Friday, February 19, 2010

Mugabe defends new indegenisation law

Mugabe defends new indegenisation law
By Kingsley Kaswende in Harare, Zimbabwe
Thu 18 Feb. 2010, 18:10 CAT

PRESIDENT Robert Mugabe has defended the new indigenisation law that requires foreign-owned firms to cede 51 per cent shareholding to native Zimbabweans.

Prime Minister Morgan Tsvangirai last week dismissed as null and void the regulations of the Indigenisation and Economic Empowerment Act gazetted last month, which require all foreign-owned companies with assets above US $500,000 to surrender 51 per cent equity to black Zimbabweans.

President Mugabe, however, told journalists on Wednesday afternoon that only “stupid” people would consider the new law counterproductive.

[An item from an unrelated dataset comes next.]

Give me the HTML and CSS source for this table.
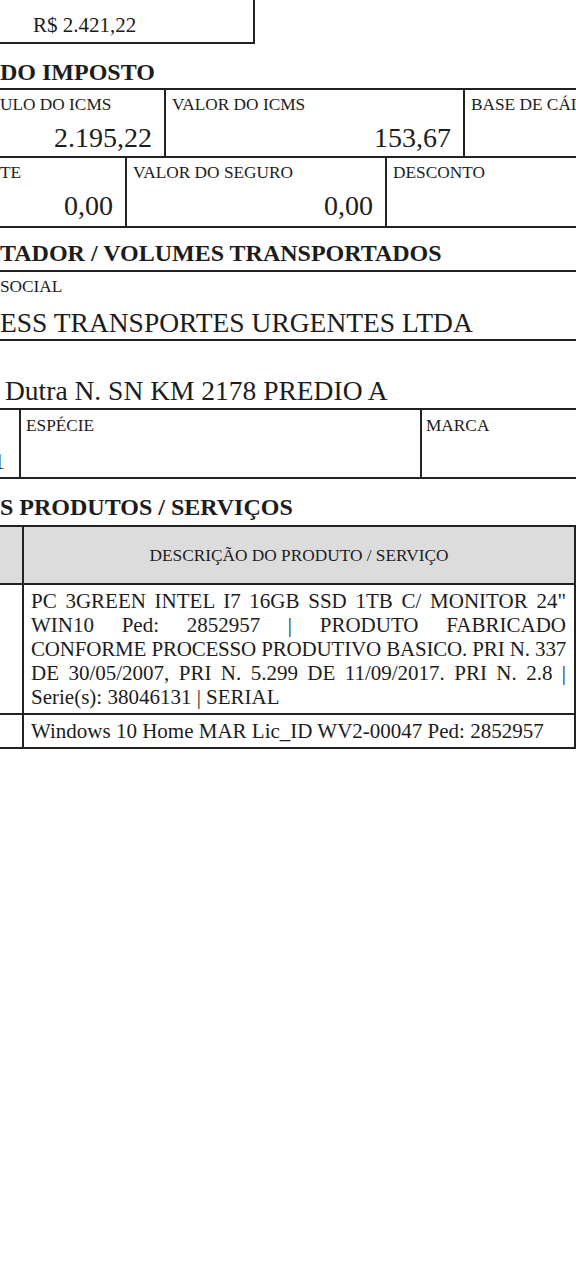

“Forty-nine per cent is a hell lot of equity. Only stupid ones would consider that it scares away investment,” President Mugabe said in response to a journalist’s question regarding concerns that the law was scaring away the much-needed investment.

The law, which will become effective on March 1, was mulled by the ZANU-PF government two years ago and has faced resistance from the MDC section of the inclusive government.

The two parties to the inclusive government have failed to speak with one voice on the law since it was gazetted in January.

MDC has since called for the law to be withdrawn and refined, as it was allegedly passed without consultation with Cabinet.

“The MDC dismisses the clandestine and nicodemous gazetting of regulations calling for all foreign investors to cede 51 percent of their investment to ‘indigenous people,’” An MDC statement read in part.

“Youth and Empowerment minister Saviour Kasukuwere... has decided to rail-road controversial, anti-investment regulations without the knowledge of Cabinet and the head of government, the Prime Minister. It is simply a unilateral ZANU-PF Bill which has failed to meet not only the basic components of procedure, but has far reaching negative and dire consequences on the much-needed investment in Zimbabwe.”

According to regulations published by the government, companies would be given a grace period of 45 days to submit plans of how they intend to surrender the 51 per cent shares.

Companies will also be required to complete and submit to the government a form that gives the names, nationality and identity details of their shareholders, and whether they are “indigenous” or “non-indigenous” Zimbabweans.

Directors of companies that fail to meet this requirement will face a possible jail term of up to five years, the notice states.

The same penalty awaits whites who use black employees as fronts, according to the law. The country's minister of indigenisation will keep a list of “suitable candidates”, to whom shares can be ceded.